Von Greta Gramberg

Als Außenstehender weiß man nicht recht, ob man lachen oder sich Sorgen machen soll angesichts einer Geschichte, die sich Anfang Dezember in Reichenbach zugetragen hat. Der Kreisvorsitzende der Linken und Bundestagskandidat für den Wahlkreis Nürtingen, Heinrich Brinker, hatte öffentlich in ein Lokal in der Gemeinde an der Fils eingeladen, um über die Positionen seiner Partei zu verschiedenen Themen zu diskutieren. Doch als Veranstalter und Besucher dort ankamen, hätte der Wirt die Gruppe von etwa zehn Leuten am liebsten erst gar nicht ins Haus gelassen.
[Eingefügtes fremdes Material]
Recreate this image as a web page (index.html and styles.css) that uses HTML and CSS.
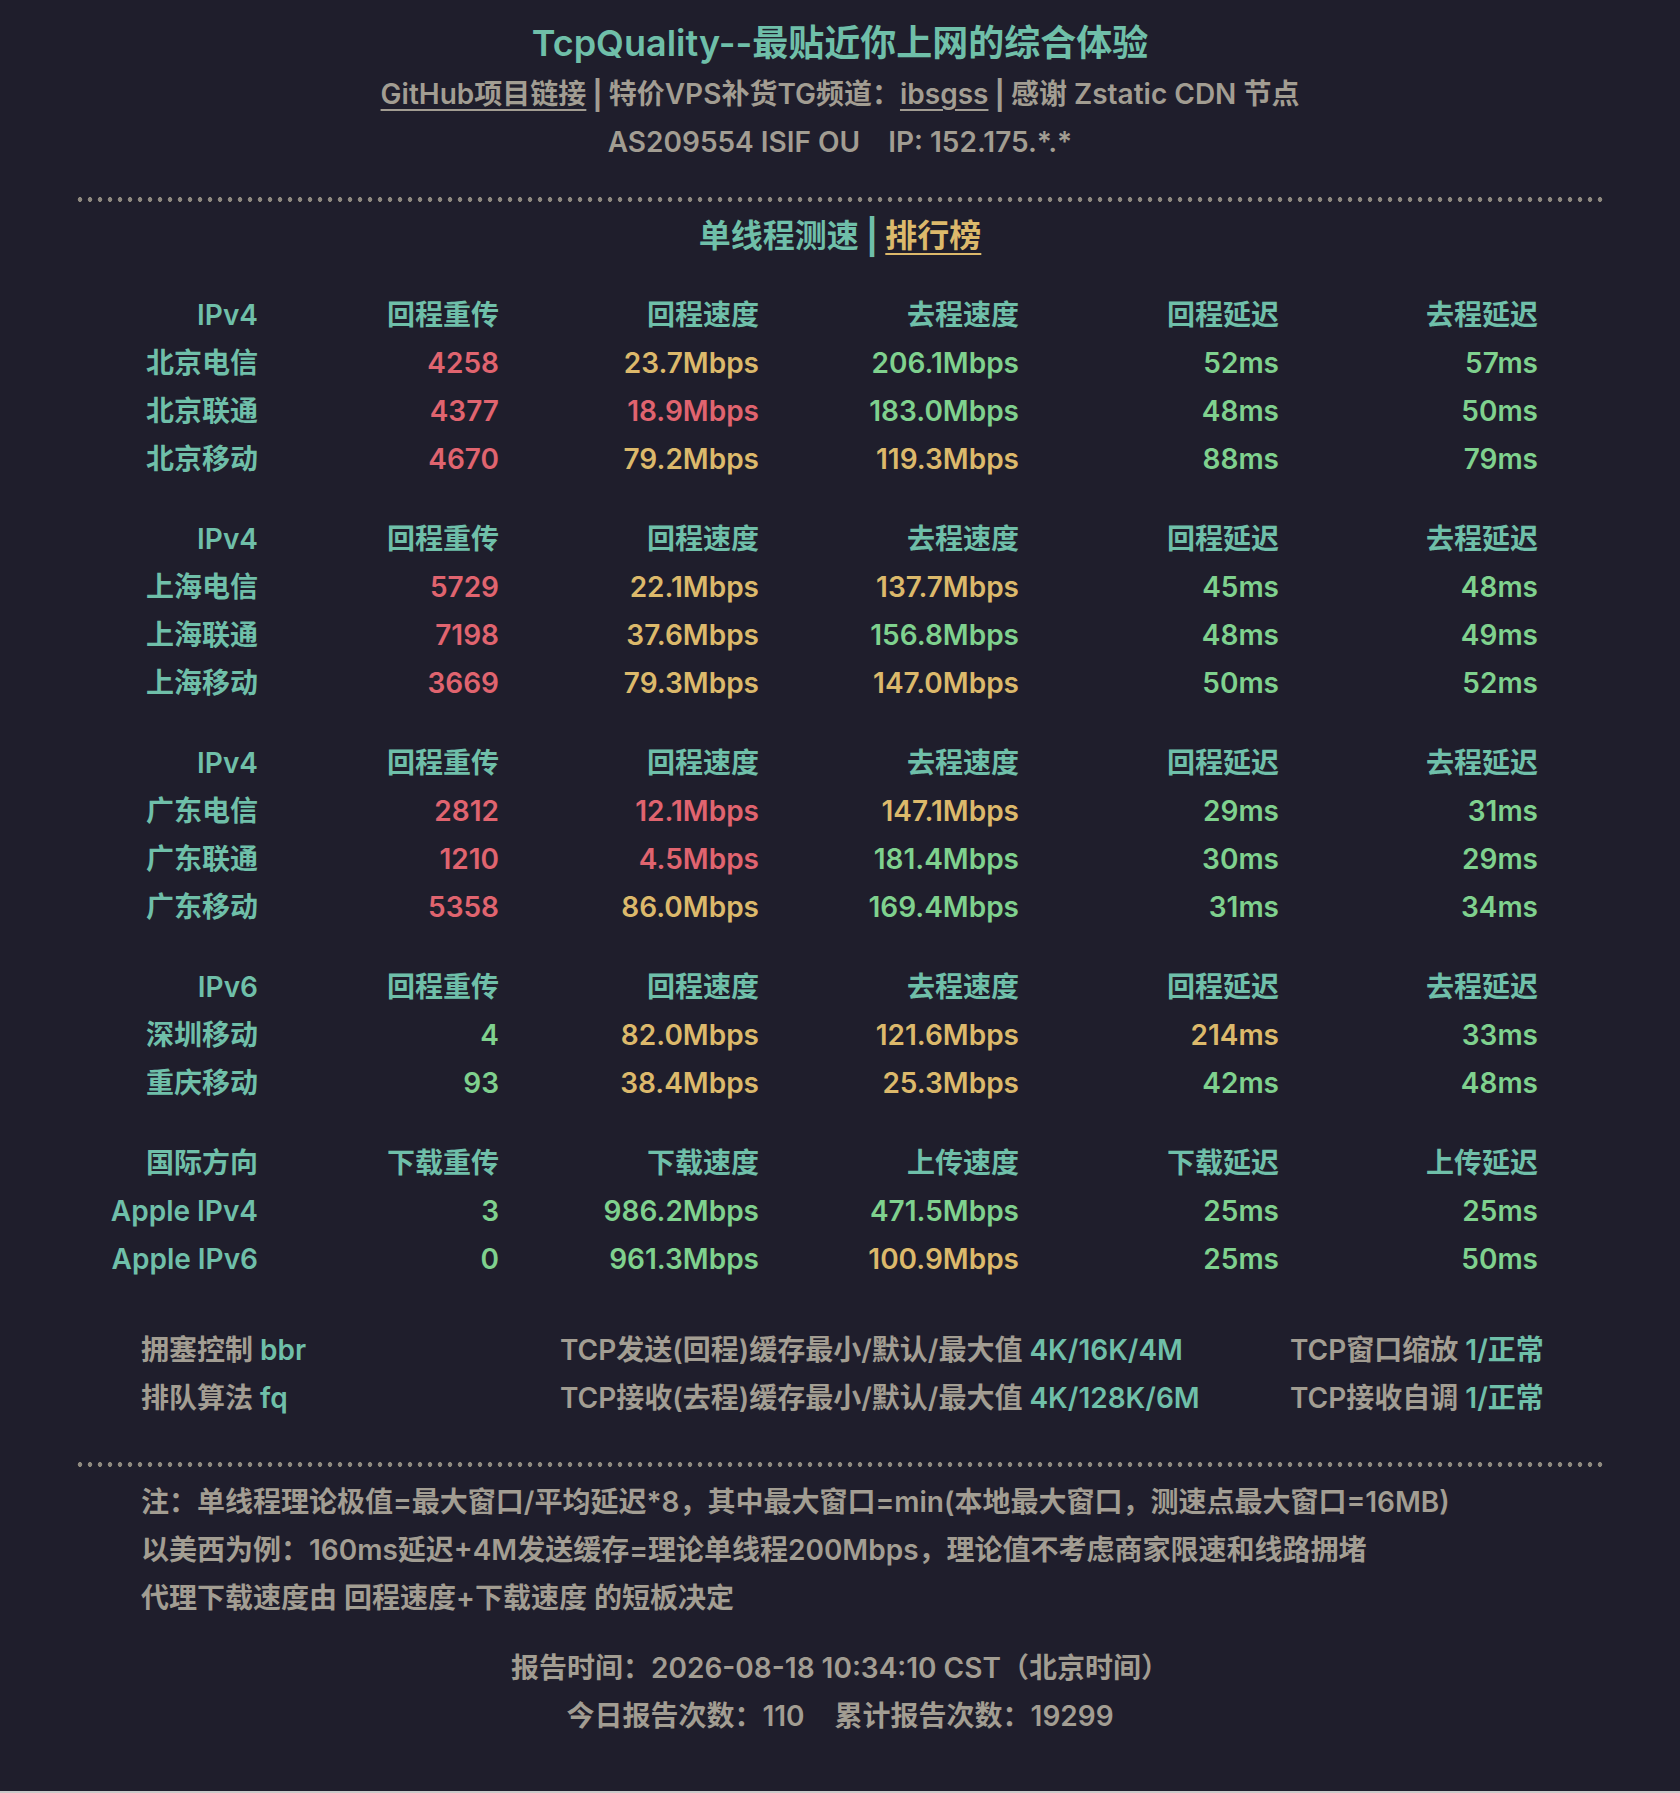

Nach Angaben der Partei sagte der Inhaber des Lokals, er habe mehrere Anrufe von Reichenbachern erhalten, die wegen der Veranstaltung mit Boykott drohten. „So etwas habe ich noch nicht erlebt“, sagt Heinrich Brinker. Er habe den Wirt nicht als unfreundlich empfunden, sondern bemerkt, dass dieser unter Druck stand. Der Mann habe mehrmals gesagt, er lebe doch von den Leuten. Der Clou an der Geschichte sei aber gewesen, so der Linken-Kreisvorsitzende, dass sich der Gemeinderat für später am Abend angekündigt hatte, und der Wirt wollte, dass die Veranstaltung vorher aufgelöst wird. „Wir wollten an dem Abend keinen Ärger machen“, erzählt Brinker. So ist die Gruppe früher aufgebrochen - wobei der Wirt sie wohl im Laufe des Abends wiederholt hinaus komplimentierte.

Der Reichenbacher Bürgermeister Bernhard Richter sieht diese Geschichte eher mit Humor. Auch er war später am Abend in besagtem Restaurant und hat die Ereignisse vom Wirt persönlich erfahren. „Wir haben alle geschmunzelt, als er uns das nach der Sitzung erzählt hat.“ Der Rathauschef macht aber klar, dass der Gemeinderat selbst nicht den Abbruch der Linken-Veranstaltung gefordert hatte: „Vor dem Gemeinderat braucht keiner Angst zu haben, da sind wir tolerant.“ Richter hatte eher den Eindruck, dass dem Wirt bei der Tischreservierung nicht klar gewesen sei, dass es sich um eine Parteiveranstaltung handelte - entweder weil die Gäste es ihm nicht gesagt hatten, oder weil er es wegen der Sprachbarriere nicht verstanden hatte. „Dann haben die Leute angerufen und gefragt: Was machst du?“

Heinrich Brinker betont, dass dem Wirt bei der Tischreservierung eindeutig gesagt wurde, um was für eine Veranstaltung es geht. „So wie ich ihn verstanden habe, hatte er kein Problem mit der Partei, sondern nicht damit gerechnet, dass es Widerstand gibt“, meint der Bundestagskandidat. Wie der Restaurantbesitzer tatsächlich zu allem steht, bleibt unklar. Er will sich in der Presse dazu nicht äußern. Auch welche Intention die Anrufer hatten, ist nicht nachzuverfolgen - ob sie das Lokal boykottieren wollten, weil sie die Linke ablehnen, den Wirt eher im Spaß ansprachen oder es kritisieren, dass eine politische Veranstaltung, egal welcher Ausrichtung, dort stattfindet.

Nicht nur ein Witz

Nun kann der Außenstehende über all das schmunzeln: Die Szene hatte sicherlich etwas Komisches, wenn man den Erzählungen von Bernhard Richter zuhört. Auf der anderen Seite hat aber auch Heinrich Brinker Recht, wenn er sagt, das sei eine Situation, die man so nicht stehen lassen dürfe. „Wir haben eine Entwicklung in Deutschland, dass sich Leute nicht mehr trauen, öffentlich politisch etwas zu machen oder Räume zur Verfügung zu stellen“, sagt er.

Das zeigt sich nun im kleinen Reichenbach. Wenn Bürger dafür sorgen, dass der Kreisverband einer Bundestagspartei aus einem Lokal geworfen wird, dann ist das nicht einfach das schrullige Verhalten einiger konservativer Landleute. Es ist auch ein Zeichen dafür, dass immer mehr Menschen die Möglichkeit, sich am öffentlichen Meinungsbildungsprozess zu beteiligen, nicht allen zusprechen wollen. Sie sind also nicht mehr bereit, die Demokratie mit all ihren Konsequenzen zu unterstützen - sondern nur, wenn sie konform mit den eigenen Ansichten gehen. Doch so funktioniert Demokratie eben einfach nicht. Der Außenstehende sollte sich also durchaus auch Sorgen machen.